### Directive
Below is some material; set it all down exactly, apart from the pictures.

### Given material
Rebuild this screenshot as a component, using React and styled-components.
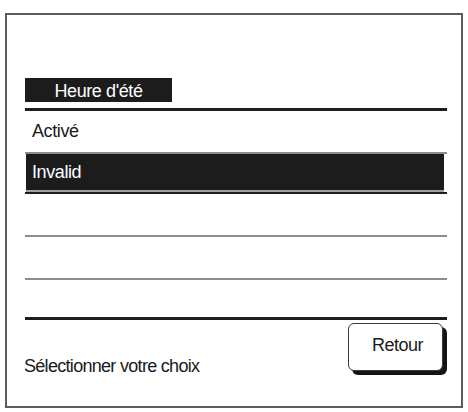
import React from "react";
import styled, { createGlobalStyle } from "styled-components";

const Global = createGlobalStyle`
  html, body { margin: 0; padding: 0; background: #ffffff; }
  body { width: 468px; height: 412px; overflow: hidden; font-family: "Liberation Sans", Arial, sans-serif; }
`;

const Frame = styled.div`
  box-sizing: border-box;
  margin: 13px 5px 0 5px;
  width: 458px;
  height: 395px;
  border: 2px solid #5c5c5c;
  padding: 63px 14px 0 18px;
  display: flex;
  flex-direction: column;
  color: #1a1a1a;
`;

const TitleTag = styled.div`
  width: 147px;
  height: 24px;
  background: #1c1c1c;
  color: #ffffff;
  font-size: 18px;
  line-height: 26px;
  text-align: center;
  letter-spacing: -0.4px;
`;

const Rule = styled.div`
  margin-top: 6px;
  height: 3px;
  background: #1e1e1e;
`;

const List = styled.div`
  display: flex;
  flex-direction: column;
`;

const Row = styled.div`
  box-sizing: border-box;
  height: ${(p) => p.$h}px;
  border-bottom: ${(p) =>
    p.$last ? "none" : `2px solid ${p.$selected ? "#1e1e1e" : "#8d8d8d"}`};
  display: flex;
  flex-direction: column;
`;

const Label = styled.div`
  flex: 1;
  display: flex;
  align-items: center;
  padding-left: 7px;
  font-size: 18px;
  letter-spacing: -0.4px;
  color: #1a1a1a;
`;

const Highlight = styled.div`
  flex: 1;
  display: flex;
  align-items: center;
  margin: 0 3px 0 1px;
  padding-left: 6px;
  background: #1c1c1c;
  border-bottom: 2px solid #a0a0a0;
  color: #ffffff;
  font-size: 18px;
  letter-spacing: -0.4px;
`;

const Footer = styled.div`
  border-top: 3px solid #1e1e1e;
  padding-top: 3px;
  display: flex;
  justify-content: space-between;
  align-items: flex-end;
`;

const Hint = styled.div`
  margin-left: -1px;
  margin-bottom: -5px;
  font-size: 18px;
  line-height: 20px;
  letter-spacing: -0.7px;
  color: #1a1a1a;
`;

const BackButton = styled.button`
  box-sizing: border-box;
  width: 95px;
  height: 48px;
  margin-right: 4px;
  border: 1.5px solid #3a3a3a;
  border-radius: 6px;
  background: #ffffff;
  box-shadow: 4px 4px 0 #151515;
  font-family: "Liberation Sans", Arial, sans-serif;
  font-size: 18px;
  letter-spacing: -0.5px;
  color: #1a1a1a;
  padding: 0 0 4px 4px;
  display: flex;
  align-items: center;
  justify-content: center;
`;

export default function App() {
  return (
    <>
      <Global />
      <Frame>
        <TitleTag>Heure d'été</TitleTag>
        <Rule />
        <List>
          <Row $h={43}>
            <Label>Activé</Label>
          </Row>
          <Row $h={40} $selected>
            <Highlight>Invalid</Highlight>
          </Row>
          <Row $h={43}>
            <Label />
          </Row>
          <Row $h={43}>
            <Label />
          </Row>
          <Row $h={37} $last>
            <Label />
          </Row>
        </List>
        <Footer>
          <Hint>Sélectionner votre choix</Hint>
          <BackButton>Retour</BackButton>
        </Footer>
      </Frame>
    </>
  );
}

### Response
Rebuild this screenshot as a component, using React and styled-components.
import React from "react";
import styled, { createGlobalStyle } from "styled-components";

const Global = createGlobalStyle`
  html, body { margin: 0; padding: 0; background: #ffffff; }
  body { width: 468px; height: 412px; overflow: hidden; font-family: "Liberation Sans", Arial, sans-serif; }
`;

const Frame = styled.div`
  box-sizing: border-box;
  margin: 13px 5px 0 5px;
  width: 458px;
  height: 395px;
  border: 2px solid #5c5c5c;
  padding: 63px 14px 0 18px;
  display: flex;
  flex-direction: column;
  color: #1a1a1a;
`;

const TitleTag = styled.div`
  width: 147px;
  height: 24px;
  background: #1c1c1c;
  color: #ffffff;
  font-size: 18px;
  line-height: 26px;
  text-align: center;
  letter-spacing: -0.4px;
`;

const Rule = styled.div`
  margin-top: 6px;
  height: 3px;
  background: #1e1e1e;
`;

const List = styled.div`
  display: flex;
  flex-direction: column;
`;

const Row = styled.div`
  box-sizing: border-box;
  height: ${(p) => p.$h}px;
  border-bottom: ${(p) =>
    p.$last ? "none" : `2px solid ${p.$selected ? "#1e1e1e" : "#8d8d8d"}`};
  display: flex;
  flex-direction: column;
`;

const Label = styled.div`
  flex: 1;
  display: flex;
  align-items: center;
  padding-left: 7px;
  font-size: 18px;
  letter-spacing: -0.4px;
  color: #1a1a1a;
`;

const Highlight = styled.div`
  flex: 1;
  display: flex;
  align-items: center;
  margin: 0 3px 0 1px;
  padding-left: 6px;
  background: #1c1c1c;
  border-bottom: 2px solid #a0a0a0;
  color: #ffffff;
  font-size: 18px;
  letter-spacing: -0.4px;
`;

const Footer = styled.div`
  border-top: 3px solid #1e1e1e;
  padding-top: 3px;
  display: flex;
  justify-content: space-between;
  align-items: flex-end;
`;

const Hint = styled.div`
  margin-left: -1px;
  margin-bottom: -5px;
  font-size: 18px;
  line-height: 20px;
  letter-spacing: -0.7px;
  color: #1a1a1a;
`;

const BackButton = styled.button`
  box-sizing: border-box;
  width: 95px;
  height: 48px;
  margin-right: 4px;
  border: 1.5px solid #3a3a3a;
  border-radius: 6px;
  background: #ffffff;
  box-shadow: 4px 4px 0 #151515;
  font-family: "Liberation Sans", Arial, sans-serif;
  font-size: 18px;
  letter-spacing: -0.5px;
  color: #1a1a1a;
  padding: 0 0 4px 4px;
  display: flex;
  align-items: center;
  justify-content: center;
`;

export default function App() {
  return (
    <>
      <Global />
      <Frame>
        <TitleTag>Heure d'été</TitleTag>
        <Rule />
        <List>
          <Row $h={43}>
            <Label>Activé</Label>
          </Row>
          <Row $h={40} $selected>
            <Highlight>Invalid</Highlight>
          </Row>
          <Row $h={43}>
            <Label />
          </Row>
          <Row $h={43}>
            <Label />
          </Row>
          <Row $h={37} $last>
            <Label />
          </Row>
        </List>
        <Footer>
          <Hint>Sélectionner votre choix</Hint>
          <BackButton>Retour</BackButton>
        </Footer>
      </Frame>
    </>
  );
}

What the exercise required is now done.